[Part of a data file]
* * *

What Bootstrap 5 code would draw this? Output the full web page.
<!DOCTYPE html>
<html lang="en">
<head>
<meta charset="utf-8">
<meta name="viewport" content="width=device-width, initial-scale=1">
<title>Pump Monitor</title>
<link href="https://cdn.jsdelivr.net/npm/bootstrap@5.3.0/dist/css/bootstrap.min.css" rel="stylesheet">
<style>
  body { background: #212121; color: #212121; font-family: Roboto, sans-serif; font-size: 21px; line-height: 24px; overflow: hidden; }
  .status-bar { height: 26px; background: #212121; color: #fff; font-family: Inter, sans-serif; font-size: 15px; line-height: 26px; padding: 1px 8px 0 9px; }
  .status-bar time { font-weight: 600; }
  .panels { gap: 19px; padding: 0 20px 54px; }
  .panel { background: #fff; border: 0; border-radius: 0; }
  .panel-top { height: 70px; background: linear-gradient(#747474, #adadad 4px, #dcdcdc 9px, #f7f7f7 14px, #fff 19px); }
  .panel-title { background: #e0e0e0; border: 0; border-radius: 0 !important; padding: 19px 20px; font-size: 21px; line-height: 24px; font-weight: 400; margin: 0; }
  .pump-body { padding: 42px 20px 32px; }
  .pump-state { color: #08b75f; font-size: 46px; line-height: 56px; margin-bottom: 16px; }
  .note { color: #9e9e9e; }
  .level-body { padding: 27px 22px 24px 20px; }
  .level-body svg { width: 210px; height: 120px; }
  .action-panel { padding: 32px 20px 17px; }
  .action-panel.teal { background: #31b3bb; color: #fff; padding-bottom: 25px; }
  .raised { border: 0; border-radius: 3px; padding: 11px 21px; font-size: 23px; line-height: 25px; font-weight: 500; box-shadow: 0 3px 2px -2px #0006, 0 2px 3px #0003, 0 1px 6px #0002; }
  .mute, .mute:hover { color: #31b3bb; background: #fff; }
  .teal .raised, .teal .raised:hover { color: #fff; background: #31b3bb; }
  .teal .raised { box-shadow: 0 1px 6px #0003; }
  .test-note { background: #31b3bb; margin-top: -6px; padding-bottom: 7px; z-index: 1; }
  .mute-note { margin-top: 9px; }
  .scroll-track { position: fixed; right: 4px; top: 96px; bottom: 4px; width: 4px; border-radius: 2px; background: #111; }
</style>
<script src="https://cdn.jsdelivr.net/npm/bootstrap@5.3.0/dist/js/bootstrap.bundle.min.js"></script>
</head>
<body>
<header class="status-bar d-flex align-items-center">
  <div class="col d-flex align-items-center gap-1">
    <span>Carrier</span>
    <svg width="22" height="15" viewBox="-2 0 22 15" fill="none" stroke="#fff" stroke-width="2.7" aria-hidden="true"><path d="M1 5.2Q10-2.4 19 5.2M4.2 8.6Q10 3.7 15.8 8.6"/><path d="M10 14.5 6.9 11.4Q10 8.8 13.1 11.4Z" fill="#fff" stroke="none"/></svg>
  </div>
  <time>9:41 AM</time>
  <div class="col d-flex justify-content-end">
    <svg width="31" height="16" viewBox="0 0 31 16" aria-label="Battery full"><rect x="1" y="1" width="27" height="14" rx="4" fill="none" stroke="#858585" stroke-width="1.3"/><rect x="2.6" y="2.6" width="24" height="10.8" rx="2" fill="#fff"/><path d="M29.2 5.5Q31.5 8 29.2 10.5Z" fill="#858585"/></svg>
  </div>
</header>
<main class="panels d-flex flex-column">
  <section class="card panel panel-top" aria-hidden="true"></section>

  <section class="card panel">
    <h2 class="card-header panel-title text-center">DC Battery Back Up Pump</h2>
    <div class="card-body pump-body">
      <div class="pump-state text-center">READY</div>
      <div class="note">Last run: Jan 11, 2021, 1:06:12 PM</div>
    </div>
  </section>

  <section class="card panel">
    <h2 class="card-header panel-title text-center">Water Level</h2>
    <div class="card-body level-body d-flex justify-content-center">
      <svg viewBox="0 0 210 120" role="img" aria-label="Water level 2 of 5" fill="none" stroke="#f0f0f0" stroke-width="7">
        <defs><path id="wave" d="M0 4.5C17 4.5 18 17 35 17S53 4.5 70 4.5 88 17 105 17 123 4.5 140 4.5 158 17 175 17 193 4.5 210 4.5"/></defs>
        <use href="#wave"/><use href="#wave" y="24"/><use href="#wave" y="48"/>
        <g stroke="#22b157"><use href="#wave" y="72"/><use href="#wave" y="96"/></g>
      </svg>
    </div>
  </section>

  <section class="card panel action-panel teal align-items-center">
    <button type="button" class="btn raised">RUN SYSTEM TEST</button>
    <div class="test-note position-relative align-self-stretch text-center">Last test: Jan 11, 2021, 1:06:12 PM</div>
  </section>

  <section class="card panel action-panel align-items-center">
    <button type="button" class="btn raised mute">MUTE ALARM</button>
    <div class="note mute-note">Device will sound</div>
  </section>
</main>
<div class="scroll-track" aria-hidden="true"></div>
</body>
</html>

* * *

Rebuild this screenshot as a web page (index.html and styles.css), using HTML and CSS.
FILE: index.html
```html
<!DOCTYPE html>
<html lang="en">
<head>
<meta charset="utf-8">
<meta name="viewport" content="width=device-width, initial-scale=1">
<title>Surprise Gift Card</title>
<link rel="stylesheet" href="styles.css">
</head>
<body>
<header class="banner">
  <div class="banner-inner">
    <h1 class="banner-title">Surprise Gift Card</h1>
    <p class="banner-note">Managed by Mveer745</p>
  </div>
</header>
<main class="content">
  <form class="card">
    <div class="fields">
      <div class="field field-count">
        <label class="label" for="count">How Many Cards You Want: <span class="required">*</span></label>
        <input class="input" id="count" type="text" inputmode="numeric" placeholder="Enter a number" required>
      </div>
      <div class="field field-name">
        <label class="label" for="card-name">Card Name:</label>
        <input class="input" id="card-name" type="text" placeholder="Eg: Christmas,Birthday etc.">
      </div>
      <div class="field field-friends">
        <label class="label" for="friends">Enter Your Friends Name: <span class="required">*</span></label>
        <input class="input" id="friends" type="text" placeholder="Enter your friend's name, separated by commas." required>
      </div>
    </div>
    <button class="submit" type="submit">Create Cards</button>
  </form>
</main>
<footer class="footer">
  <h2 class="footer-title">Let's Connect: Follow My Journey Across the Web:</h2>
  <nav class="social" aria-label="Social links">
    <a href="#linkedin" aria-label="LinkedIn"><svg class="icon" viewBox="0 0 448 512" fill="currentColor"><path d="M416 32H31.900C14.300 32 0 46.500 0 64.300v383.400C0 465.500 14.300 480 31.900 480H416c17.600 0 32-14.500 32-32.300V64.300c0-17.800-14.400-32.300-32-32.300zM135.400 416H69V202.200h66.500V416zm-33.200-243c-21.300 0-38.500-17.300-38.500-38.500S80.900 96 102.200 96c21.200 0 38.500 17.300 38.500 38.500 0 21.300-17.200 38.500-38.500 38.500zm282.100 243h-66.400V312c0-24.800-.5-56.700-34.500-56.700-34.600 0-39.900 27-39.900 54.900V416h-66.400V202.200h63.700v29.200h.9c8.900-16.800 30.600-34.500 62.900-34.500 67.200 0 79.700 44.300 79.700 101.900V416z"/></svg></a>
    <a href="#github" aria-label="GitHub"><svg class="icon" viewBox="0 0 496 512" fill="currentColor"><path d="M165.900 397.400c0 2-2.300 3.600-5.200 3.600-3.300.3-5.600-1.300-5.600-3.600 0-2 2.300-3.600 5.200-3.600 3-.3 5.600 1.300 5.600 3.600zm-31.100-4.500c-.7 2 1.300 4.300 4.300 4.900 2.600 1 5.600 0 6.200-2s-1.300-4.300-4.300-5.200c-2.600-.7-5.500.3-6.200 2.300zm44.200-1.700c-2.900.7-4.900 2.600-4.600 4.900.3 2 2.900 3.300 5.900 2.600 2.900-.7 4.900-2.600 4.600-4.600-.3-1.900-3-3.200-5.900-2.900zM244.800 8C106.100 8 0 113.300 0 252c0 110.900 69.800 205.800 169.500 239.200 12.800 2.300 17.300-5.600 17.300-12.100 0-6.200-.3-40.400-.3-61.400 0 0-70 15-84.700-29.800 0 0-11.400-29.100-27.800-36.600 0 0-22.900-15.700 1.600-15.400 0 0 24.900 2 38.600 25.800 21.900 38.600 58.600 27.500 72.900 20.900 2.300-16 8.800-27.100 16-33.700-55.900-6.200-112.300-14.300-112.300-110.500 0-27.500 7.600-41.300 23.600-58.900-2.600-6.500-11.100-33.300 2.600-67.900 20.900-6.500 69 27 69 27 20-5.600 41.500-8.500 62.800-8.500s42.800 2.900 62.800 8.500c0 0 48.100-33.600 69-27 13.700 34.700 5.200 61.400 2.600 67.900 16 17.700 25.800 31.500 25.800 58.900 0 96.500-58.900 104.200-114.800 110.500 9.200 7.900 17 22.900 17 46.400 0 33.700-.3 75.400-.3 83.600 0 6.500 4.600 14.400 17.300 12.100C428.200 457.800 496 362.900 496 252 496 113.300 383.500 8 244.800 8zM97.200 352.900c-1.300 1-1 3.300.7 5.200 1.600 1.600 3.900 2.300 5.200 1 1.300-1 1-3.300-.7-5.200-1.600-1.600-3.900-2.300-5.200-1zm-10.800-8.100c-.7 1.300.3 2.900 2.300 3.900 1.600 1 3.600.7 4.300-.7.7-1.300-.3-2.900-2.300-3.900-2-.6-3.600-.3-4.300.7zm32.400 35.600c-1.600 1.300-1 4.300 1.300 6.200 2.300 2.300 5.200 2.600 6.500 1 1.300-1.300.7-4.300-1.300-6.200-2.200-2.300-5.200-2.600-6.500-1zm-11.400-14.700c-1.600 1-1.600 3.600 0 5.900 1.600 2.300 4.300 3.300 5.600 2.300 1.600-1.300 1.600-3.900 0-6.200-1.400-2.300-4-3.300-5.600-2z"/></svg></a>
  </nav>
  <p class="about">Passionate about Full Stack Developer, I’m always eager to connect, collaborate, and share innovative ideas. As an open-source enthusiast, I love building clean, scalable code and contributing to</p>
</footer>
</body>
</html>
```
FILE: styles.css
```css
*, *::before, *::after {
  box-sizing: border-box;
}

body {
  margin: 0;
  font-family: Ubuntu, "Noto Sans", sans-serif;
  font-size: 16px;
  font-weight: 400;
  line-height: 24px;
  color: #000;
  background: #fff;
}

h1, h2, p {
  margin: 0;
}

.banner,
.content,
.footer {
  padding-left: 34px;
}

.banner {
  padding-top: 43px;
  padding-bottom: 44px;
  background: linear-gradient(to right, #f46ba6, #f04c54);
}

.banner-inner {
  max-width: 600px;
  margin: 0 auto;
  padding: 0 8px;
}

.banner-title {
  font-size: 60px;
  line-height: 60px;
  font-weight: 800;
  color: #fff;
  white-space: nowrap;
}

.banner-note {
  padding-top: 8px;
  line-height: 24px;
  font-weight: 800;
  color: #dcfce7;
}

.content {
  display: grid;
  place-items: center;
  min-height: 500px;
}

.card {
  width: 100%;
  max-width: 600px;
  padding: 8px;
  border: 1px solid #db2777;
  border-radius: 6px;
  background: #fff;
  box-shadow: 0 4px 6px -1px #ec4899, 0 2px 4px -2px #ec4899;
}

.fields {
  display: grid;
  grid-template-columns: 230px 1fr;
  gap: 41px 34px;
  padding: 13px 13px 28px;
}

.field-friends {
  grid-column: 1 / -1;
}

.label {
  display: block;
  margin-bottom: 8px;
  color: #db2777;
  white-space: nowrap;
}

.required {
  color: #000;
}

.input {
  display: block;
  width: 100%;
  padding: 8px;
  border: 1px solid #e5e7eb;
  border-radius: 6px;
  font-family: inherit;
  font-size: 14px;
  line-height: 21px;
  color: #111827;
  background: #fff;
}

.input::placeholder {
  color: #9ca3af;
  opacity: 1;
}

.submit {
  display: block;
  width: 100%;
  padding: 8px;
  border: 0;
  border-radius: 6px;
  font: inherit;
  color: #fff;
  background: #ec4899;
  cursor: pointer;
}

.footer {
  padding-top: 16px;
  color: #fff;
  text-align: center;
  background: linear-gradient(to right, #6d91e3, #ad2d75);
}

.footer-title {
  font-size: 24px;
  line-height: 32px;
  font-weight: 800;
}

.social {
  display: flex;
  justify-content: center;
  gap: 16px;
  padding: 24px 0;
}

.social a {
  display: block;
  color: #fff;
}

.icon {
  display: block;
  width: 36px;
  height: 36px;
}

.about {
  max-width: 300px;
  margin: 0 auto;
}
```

* * *

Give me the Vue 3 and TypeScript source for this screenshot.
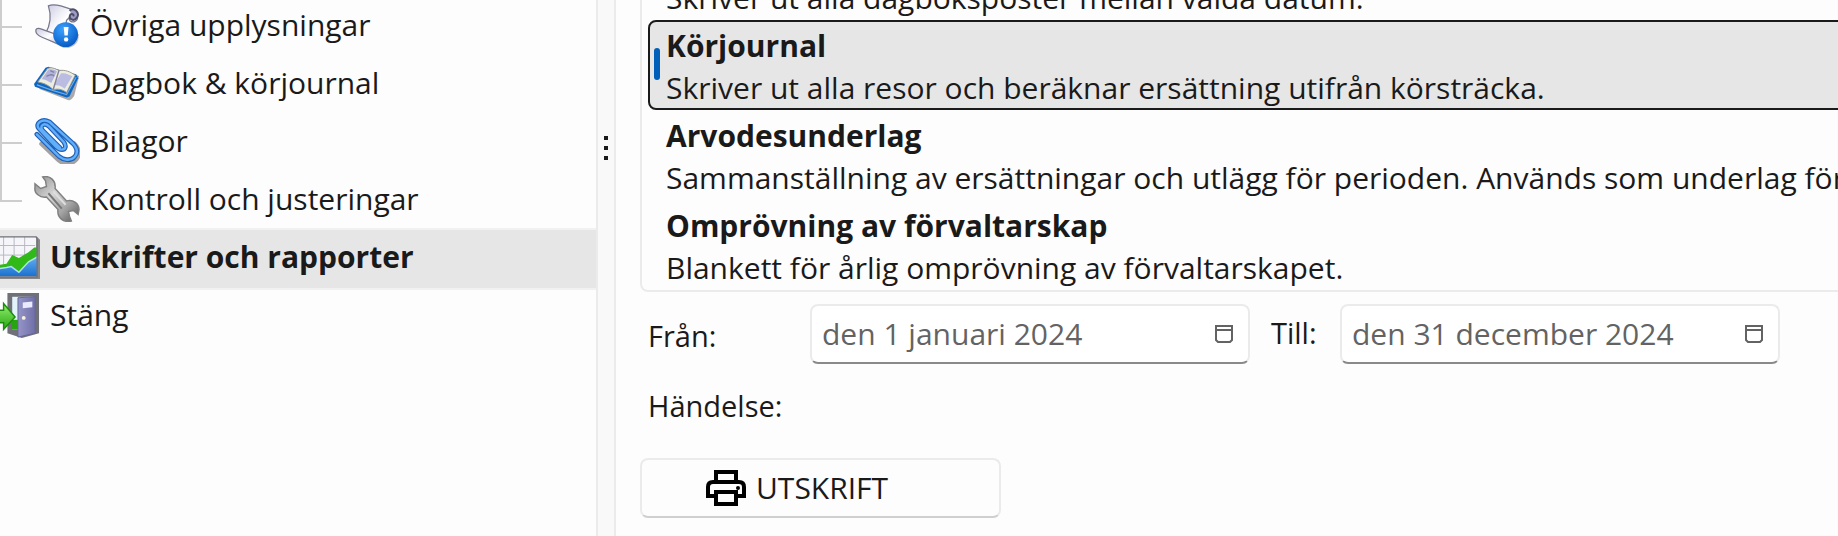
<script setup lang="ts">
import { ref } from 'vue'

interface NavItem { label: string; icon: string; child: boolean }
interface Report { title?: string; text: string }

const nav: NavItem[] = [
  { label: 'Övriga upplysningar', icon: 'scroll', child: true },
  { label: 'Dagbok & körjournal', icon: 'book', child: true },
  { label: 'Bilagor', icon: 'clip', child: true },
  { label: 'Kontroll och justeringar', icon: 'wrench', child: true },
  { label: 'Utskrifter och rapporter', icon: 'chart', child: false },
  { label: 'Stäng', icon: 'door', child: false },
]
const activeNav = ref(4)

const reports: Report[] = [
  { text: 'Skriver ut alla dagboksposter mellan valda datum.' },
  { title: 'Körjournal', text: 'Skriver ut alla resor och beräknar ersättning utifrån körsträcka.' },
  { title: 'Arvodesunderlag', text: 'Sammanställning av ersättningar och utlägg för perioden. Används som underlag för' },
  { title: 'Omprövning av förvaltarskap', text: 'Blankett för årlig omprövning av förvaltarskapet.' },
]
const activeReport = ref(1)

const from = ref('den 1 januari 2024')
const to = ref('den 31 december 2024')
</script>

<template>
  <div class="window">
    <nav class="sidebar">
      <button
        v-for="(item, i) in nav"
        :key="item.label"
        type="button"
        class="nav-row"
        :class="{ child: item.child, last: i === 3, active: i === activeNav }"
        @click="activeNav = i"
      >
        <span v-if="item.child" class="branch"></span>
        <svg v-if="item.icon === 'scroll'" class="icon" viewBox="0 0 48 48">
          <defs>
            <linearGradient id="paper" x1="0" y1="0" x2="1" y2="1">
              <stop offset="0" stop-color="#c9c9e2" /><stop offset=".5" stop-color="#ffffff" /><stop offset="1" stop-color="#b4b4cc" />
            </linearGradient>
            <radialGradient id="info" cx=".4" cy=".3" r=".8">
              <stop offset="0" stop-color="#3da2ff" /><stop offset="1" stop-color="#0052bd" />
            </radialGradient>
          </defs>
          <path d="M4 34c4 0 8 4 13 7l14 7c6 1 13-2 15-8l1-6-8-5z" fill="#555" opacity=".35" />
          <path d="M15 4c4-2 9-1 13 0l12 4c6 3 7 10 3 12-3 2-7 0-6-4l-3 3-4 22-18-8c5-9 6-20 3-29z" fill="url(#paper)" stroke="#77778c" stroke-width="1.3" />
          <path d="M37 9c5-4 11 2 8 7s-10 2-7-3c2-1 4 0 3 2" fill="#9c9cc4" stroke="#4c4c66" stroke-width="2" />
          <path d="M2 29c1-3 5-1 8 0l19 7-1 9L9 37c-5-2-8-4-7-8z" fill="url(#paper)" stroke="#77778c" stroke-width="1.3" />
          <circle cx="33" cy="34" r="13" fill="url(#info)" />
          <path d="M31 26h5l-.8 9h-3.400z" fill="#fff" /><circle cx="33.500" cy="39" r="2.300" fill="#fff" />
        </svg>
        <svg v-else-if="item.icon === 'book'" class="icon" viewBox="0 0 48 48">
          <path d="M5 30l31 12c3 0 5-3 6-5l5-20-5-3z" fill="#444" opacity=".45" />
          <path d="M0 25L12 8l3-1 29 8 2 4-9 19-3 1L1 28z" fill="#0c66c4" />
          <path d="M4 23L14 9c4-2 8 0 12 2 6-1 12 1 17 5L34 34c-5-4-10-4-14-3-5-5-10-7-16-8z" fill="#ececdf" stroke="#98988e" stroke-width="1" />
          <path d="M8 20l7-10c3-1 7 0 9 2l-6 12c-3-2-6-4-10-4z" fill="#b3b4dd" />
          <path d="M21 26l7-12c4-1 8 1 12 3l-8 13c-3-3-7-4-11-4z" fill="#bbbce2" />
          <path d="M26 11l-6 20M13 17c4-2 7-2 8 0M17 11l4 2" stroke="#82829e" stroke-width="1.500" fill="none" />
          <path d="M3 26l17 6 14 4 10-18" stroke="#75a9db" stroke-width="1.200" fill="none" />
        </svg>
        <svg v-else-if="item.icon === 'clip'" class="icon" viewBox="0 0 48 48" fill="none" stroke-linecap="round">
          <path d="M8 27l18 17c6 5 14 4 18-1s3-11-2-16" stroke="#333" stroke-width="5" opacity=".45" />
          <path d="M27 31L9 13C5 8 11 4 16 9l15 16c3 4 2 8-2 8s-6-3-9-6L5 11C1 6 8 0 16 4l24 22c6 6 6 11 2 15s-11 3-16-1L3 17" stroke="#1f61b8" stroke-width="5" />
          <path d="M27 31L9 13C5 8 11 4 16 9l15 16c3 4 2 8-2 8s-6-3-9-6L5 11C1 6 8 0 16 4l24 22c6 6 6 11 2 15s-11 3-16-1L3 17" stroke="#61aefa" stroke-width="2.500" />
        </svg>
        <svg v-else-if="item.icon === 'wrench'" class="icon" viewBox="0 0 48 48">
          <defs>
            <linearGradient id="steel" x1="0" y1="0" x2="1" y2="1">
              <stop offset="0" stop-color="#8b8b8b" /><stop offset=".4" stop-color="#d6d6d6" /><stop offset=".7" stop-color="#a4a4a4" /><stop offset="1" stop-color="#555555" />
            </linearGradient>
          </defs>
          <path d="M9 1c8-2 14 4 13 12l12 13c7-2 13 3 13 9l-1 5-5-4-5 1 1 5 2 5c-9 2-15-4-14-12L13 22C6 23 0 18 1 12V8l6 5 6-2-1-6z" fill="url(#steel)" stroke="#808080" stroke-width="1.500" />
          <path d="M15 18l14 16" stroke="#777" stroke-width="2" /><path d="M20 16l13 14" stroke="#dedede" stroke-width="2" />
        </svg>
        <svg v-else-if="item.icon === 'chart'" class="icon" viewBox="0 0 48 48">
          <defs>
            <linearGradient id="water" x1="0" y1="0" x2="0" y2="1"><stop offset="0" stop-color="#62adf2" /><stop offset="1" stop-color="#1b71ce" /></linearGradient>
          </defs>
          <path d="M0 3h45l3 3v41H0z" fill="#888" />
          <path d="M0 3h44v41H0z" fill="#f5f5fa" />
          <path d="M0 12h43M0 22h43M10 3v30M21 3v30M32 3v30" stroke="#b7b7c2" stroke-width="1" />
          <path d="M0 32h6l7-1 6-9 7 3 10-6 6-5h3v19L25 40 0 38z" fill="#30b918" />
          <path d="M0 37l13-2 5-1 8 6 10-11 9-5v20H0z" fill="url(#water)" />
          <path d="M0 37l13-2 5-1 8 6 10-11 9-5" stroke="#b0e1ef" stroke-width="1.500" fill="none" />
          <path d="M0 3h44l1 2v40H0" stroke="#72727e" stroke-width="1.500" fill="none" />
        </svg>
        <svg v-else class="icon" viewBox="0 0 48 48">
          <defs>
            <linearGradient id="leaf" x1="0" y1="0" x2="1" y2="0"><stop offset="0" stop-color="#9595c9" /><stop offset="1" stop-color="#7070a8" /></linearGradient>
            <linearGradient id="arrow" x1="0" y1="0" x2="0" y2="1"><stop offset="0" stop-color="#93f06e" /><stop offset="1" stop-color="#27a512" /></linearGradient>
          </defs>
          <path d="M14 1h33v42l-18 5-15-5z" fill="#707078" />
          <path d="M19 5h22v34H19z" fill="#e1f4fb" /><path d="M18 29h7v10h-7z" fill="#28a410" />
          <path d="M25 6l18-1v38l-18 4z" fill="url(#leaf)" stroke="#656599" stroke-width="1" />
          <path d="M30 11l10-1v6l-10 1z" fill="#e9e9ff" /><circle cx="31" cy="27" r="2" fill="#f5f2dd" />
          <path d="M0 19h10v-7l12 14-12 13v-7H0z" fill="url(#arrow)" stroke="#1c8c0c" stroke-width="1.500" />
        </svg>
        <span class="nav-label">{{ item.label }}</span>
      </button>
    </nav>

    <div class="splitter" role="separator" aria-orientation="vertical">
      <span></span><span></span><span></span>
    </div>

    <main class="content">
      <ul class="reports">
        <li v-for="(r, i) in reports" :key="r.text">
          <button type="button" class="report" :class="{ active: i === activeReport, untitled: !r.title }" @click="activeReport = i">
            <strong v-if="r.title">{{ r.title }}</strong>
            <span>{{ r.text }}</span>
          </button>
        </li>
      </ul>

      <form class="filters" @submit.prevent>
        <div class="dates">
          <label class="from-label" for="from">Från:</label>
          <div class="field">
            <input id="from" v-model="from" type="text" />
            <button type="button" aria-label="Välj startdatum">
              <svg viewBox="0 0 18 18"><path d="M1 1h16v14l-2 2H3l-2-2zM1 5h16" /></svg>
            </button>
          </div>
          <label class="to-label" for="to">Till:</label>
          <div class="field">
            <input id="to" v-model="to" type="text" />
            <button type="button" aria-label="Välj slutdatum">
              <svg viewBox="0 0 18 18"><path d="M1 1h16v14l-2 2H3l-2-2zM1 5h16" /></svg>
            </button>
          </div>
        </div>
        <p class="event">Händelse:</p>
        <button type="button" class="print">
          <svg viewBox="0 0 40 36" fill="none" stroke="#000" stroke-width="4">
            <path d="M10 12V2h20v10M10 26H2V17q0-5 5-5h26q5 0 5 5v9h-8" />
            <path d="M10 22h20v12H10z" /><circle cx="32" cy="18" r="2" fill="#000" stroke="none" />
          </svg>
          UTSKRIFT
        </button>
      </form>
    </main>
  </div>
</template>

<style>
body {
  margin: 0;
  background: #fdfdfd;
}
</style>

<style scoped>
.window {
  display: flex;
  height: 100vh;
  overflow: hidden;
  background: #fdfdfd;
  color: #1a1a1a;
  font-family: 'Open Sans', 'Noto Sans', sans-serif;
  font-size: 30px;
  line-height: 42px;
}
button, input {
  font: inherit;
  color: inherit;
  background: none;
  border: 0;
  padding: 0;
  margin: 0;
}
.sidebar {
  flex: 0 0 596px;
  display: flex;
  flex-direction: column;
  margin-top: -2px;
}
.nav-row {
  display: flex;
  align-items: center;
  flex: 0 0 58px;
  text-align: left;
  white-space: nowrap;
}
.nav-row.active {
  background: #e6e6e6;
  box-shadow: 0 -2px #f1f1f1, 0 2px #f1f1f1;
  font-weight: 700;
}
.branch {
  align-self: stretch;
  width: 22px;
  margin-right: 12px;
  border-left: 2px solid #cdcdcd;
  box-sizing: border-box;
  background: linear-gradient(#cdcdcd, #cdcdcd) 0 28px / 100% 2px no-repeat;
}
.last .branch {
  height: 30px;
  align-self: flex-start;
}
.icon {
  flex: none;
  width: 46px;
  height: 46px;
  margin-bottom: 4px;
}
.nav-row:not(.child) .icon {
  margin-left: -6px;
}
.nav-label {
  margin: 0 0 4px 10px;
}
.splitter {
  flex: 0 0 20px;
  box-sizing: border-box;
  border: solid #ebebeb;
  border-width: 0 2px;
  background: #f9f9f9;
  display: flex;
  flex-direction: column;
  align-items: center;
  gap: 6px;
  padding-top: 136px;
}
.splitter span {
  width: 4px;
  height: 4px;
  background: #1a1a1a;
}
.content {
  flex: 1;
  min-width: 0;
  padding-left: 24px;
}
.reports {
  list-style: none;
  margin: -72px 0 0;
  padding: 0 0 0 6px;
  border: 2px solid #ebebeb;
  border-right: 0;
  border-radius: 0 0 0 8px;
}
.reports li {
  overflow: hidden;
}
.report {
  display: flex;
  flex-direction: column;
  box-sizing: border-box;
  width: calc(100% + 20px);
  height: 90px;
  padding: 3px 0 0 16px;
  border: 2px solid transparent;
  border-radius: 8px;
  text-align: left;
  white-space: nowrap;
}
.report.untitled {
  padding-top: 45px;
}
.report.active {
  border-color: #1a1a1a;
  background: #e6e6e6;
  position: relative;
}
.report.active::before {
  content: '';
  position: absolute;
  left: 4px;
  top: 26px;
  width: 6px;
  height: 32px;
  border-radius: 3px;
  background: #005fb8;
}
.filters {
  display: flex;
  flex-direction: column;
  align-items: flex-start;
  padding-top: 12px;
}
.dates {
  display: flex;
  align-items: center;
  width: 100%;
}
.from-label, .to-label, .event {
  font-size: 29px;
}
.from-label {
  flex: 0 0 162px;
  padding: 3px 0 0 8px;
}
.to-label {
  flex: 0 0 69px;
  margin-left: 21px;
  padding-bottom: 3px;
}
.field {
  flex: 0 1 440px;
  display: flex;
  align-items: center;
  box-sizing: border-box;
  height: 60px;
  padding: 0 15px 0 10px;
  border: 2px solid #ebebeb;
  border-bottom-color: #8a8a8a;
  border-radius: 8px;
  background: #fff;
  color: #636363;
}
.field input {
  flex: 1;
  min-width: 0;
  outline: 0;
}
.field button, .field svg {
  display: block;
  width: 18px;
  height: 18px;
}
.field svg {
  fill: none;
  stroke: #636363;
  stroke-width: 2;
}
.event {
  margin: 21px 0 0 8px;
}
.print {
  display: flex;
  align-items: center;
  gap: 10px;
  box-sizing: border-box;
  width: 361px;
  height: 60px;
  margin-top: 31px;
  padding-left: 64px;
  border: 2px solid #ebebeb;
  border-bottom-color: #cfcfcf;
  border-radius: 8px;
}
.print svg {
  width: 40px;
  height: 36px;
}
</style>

* * *

(What you are asked to do):
Copy exactly the part of the material above that opens with the line containing "Give me the" and closes with the line containing "string; text: string", ends included. Drop the images.

(Solution for this exercise):
Give me the Vue 3 and TypeScript source for this screenshot.
<script setup lang="ts">
import { ref } from 'vue'

interface NavItem { label: string; icon: string; child: boolean }
interface Report { title?: string; text: string }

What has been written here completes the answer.